On an equivalent basis, our production for the three months ended March 31, 2014 increased by 34% compared to the three months ended March 31, 2013. For the three months ended March 31, 2014, we produced 119.9 Bcfe, or 1,331.8 Mmcfe per day, compared to 89.3 Bcfe, or 992.3 Mmcfe per day, for the three months ended March 31, 2013. Natural gas production increased by 30.6 Bcf, or 36%, to 115.8 Bcf for the first three months of 2014 compared to 85.2 Bcf for the first three months of 2013. This increase was primarily the result of higher production in the Marcellus Shale associated with our drilling program. Partially offsetting the production increase in the Marcellus Shale were decreases in production due to certain non-core asset dispositions in Texas and Oklahoma in the fourth quarter of 2013 and normal production declines in Texas and West Virginia. Crude oil/condensate/NGL production decreased by 5 Mbbls, or 1%, to 686 Mbbls in the first three months of 2014 from 691 Mbbls in the first three months of 2013. This decrease was primarily due to certain non-core asset dispositions in Oklahoma in the fourth quarter of 2013, partially offset by higher production resulting from our oil-focused drilling program in south Texas.

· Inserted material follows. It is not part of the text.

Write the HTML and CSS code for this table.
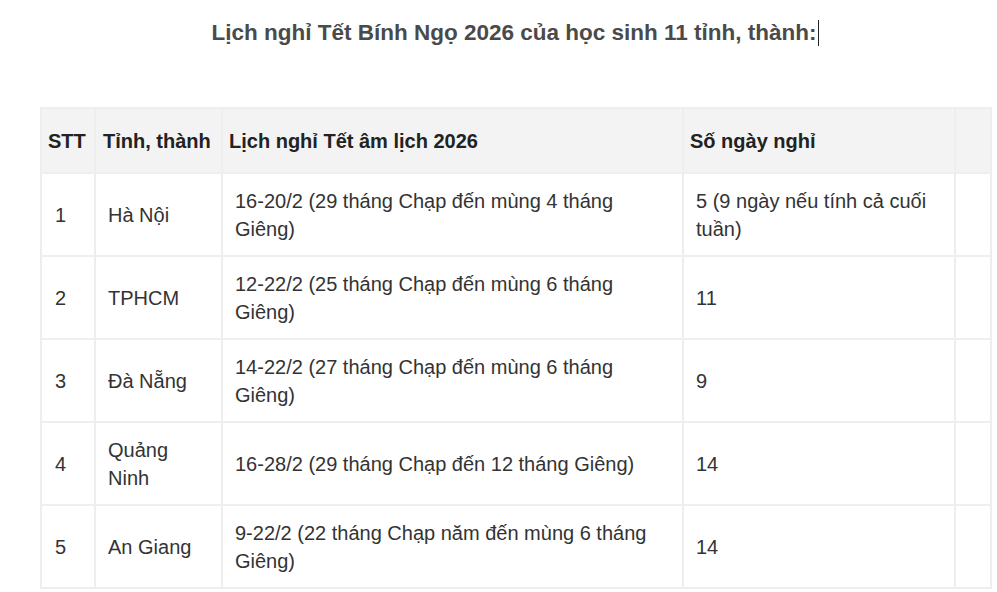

Our financial results depend on many factors, particularly the price of natural gas and crude oil and our ability to market our production on economically attractive terms. Our average realized natural gas price for the first three months of 2014 was $3.74 per Mcf, 8% higher than the $3.45 per Mcf price realized in the first three months of 2013. Our average realized crude oil price for the first three months of 2014 was $97.76 per Bbl, 6% lower than the $104.03 per Bbl price realized in the first three months of 2013. These realized prices include realized gains and losses resulting from commodity derivatives. For information about the impact of these derivatives on realized prices, refer to "Results of Operations" below. Commodity prices are determined by many factors that are outside of our control. Historically, commodity prices have been volatile, and we expect them to remain volatile. Commodity prices are affected by changes in market supply and demand, which are impacted by overall economic activity, weather, pipeline capacity constraints, inventory storage levels, basis differentials and other factors. As a result, we cannot accurately predict future natural gas, NGL and crude oil prices and, therefore, we cannot determine with any degree of certainty what effect increases or decreases will have on our capital program, production volumes or future revenues. In addition to production volumes and commodity prices, finding and developing sufficient amounts of natural gas and crude oil reserves at economical costs are critical to our long-term success.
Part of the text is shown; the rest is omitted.